E anche a ‘sto giro l’America non s’è inventata nulla!
I dolci che danno il nome a queste meravigliose scogliere neozelandesi, affondano le radici in tempi assai lontani. Pare infatti che siano stati cucinati per la prima volta nell’antica Grecia, che i romani abbiano poi importato la ricetta rivisitandola (se non ci mettiamo del nostro non siamo contenti) e, che sia successivamente (“molto successivamente”) approdata in Inghilterra. Ma il colpo di grazia glielo danno gli olandesi che di pannenkoeken ne vanno ghiotti, sono loro che affinano la ricetta rendendola molto simile a quella odierna.
Infine, passati secoli, dopo un lungo peregrinare fatto di sperimentazioni, modifiche e aggiunte d’ingredienti, ecco che arriva in America, la terra delle pile di pancake, talmente conosciute da essere uno tra i cibi più ricercati dalle persone che per la prima volta mettono piede negli States.
Non serve un grande acume od una vista eccelsa per rendersi conto che, in effetti, queste rocce sembrano proprio cataste di pancake. Sottili, uno appiccicato all’altro, se ne stanno immobili in mezzo all’oceano, mangiati dal vento e dal tempo.

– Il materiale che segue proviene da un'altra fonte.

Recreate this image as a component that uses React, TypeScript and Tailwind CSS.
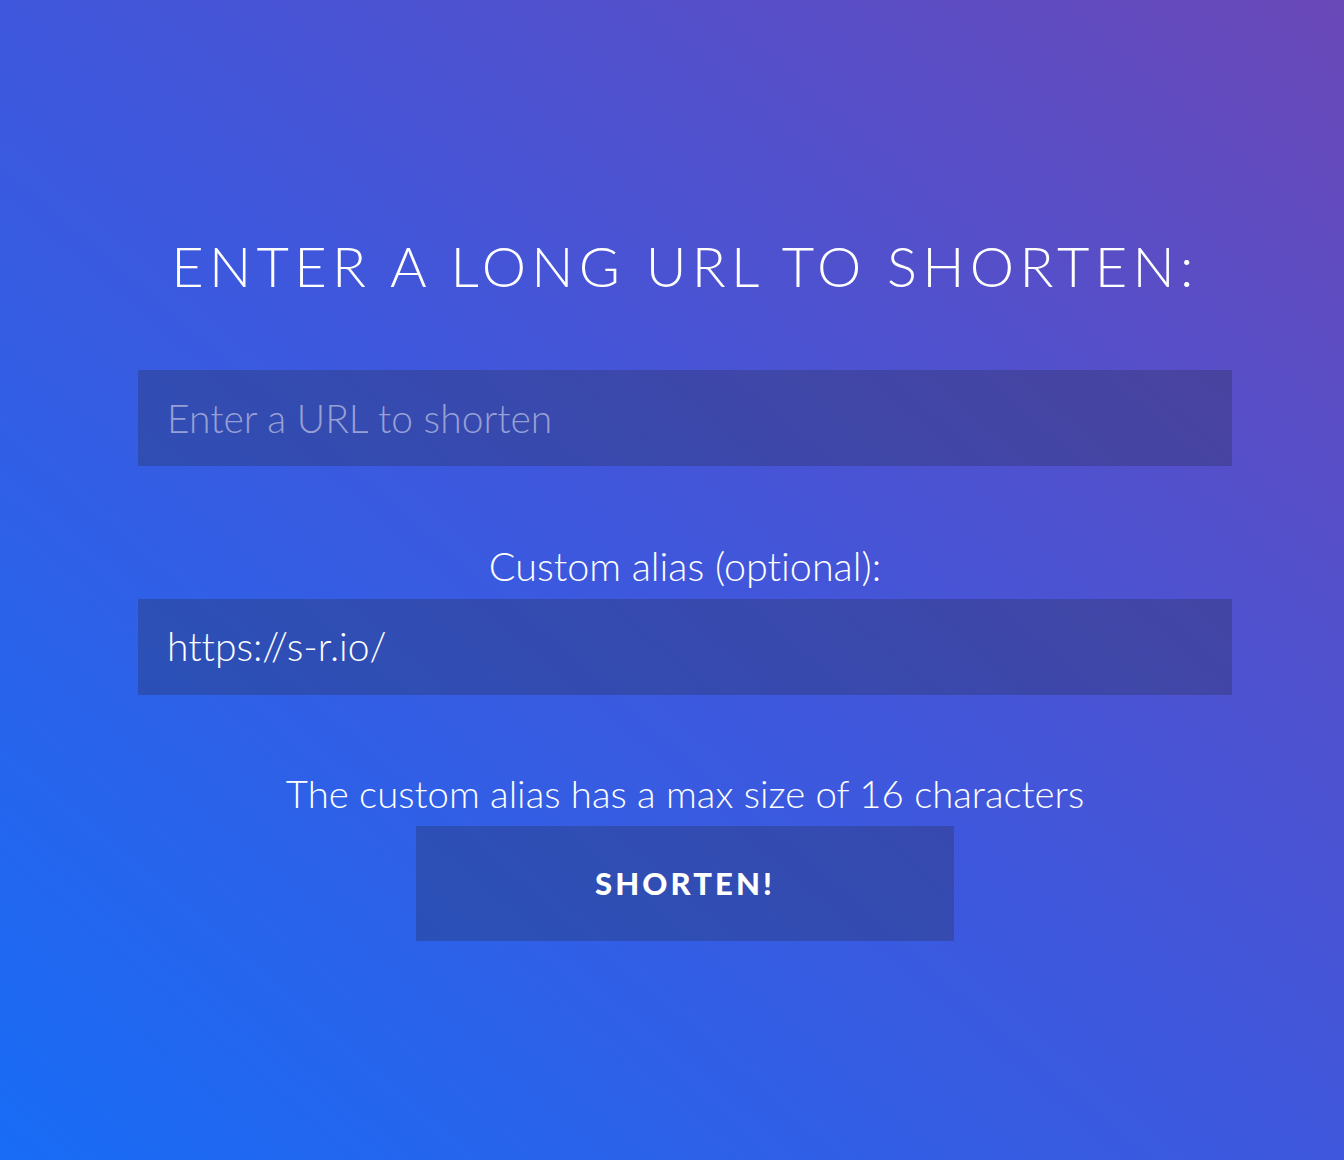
export default function App() {
  return (
    <main className="relative min-h-[1160px] w-full overflow-hidden bg-[linear-gradient(to_top_right,#186cf6_0%,#3f57dc_50%,#6a48b8_100%)] font-['Lato','Open_Sans',sans-serif] text-white [font-variant-ligatures:none]">
      <div className="ml-[138px] flex w-[1094px] flex-col items-center pt-[238px]">
        <h1 className="text-[56px] font-light leading-none tracking-[0.094em]">
          ENTER A LONG URL TO SHORTEN:
        </h1>

        <input
          type="text"
          placeholder="Enter a URL to shorten"
          className="mt-[76px] h-[96px] w-full bg-[rgba(40,42,70,0.3)] pl-[29px] text-[39px] font-light text-white outline-none [font-variant-ligatures:none] placeholder:text-[#97a0d4]"
        />

        <label className="mt-[80px] text-[39.5px] font-light leading-none">Custom alias (optional):</label>

        <div className="mt-[13px] flex h-[96px] w-full items-center bg-[rgba(40,42,70,0.3)] pl-[29px] text-[39px] font-light">
          https://s-r.io/
        </div>

        <p className="mt-[79px] text-[38.3px] font-light leading-none">
          The custom alias has a max size of 16 characters
        </p>

        <button className="mt-[14px] h-[115px] w-[538px] bg-[rgba(40,42,70,0.3)] text-[31px] font-black tracking-[0.1em] text-white">
          SHORTEN!
        </button>
      </div>
    </main>
  );
}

La giornata è uggiosa, il vento soffia deciso e l’acqua s’increspa rendendo un profumo di salsedine che si mischia al petricore della terra. Probabilmente uno degli scenari più suggestivi che abbia avuto la fortuna di ammirare.
Una breve passeggiata su una passerella in legno permette di scoprire le strette insenature e le più strampalate forme assunte da queste singolari stratificazioni. Si tratta di un accumulo di microscopici frammenti di animali marini e piante che, sollevato a poco a poco dal fondale oceanico grazie all’attività sismica, ha creato una delle coste più particolari dell’intero Pianeta. Ci sono voluti trenta milioni di anni per formarsi e non mi sembra vero di poter assistere ad uno spettacolo naturale così singolare. Se ci si soffermasse più spesso a riflettere su quanto tempo impiega la Natura a creare simili scenari, avremmo sicuramente più rispetto per tutto ciò che ci circonda. Dall’albero ritto tra le fessure di un crepaccio, alla pietra che sporge da una scogliera.
Continuo a camminare nella tranquillità di questo luogo situato nella costa occidentale a Nord dell’Isola del Sud, mi sporgo di tanto intanto a sbirciare l’oceano che si spalma sulla sabbia plumbea. Le lunghe e spesse foglie degli arbusti che mi circondano, suonano al vento creando un fruscio sordo che si sposa perfettamente con il ticchettare delle gocce di pioggia sul terreno.
Nonostante tutti gli elementi si siano accordati tra loro per offrire un piacevole concerto, è arrivato il momento di ripartire.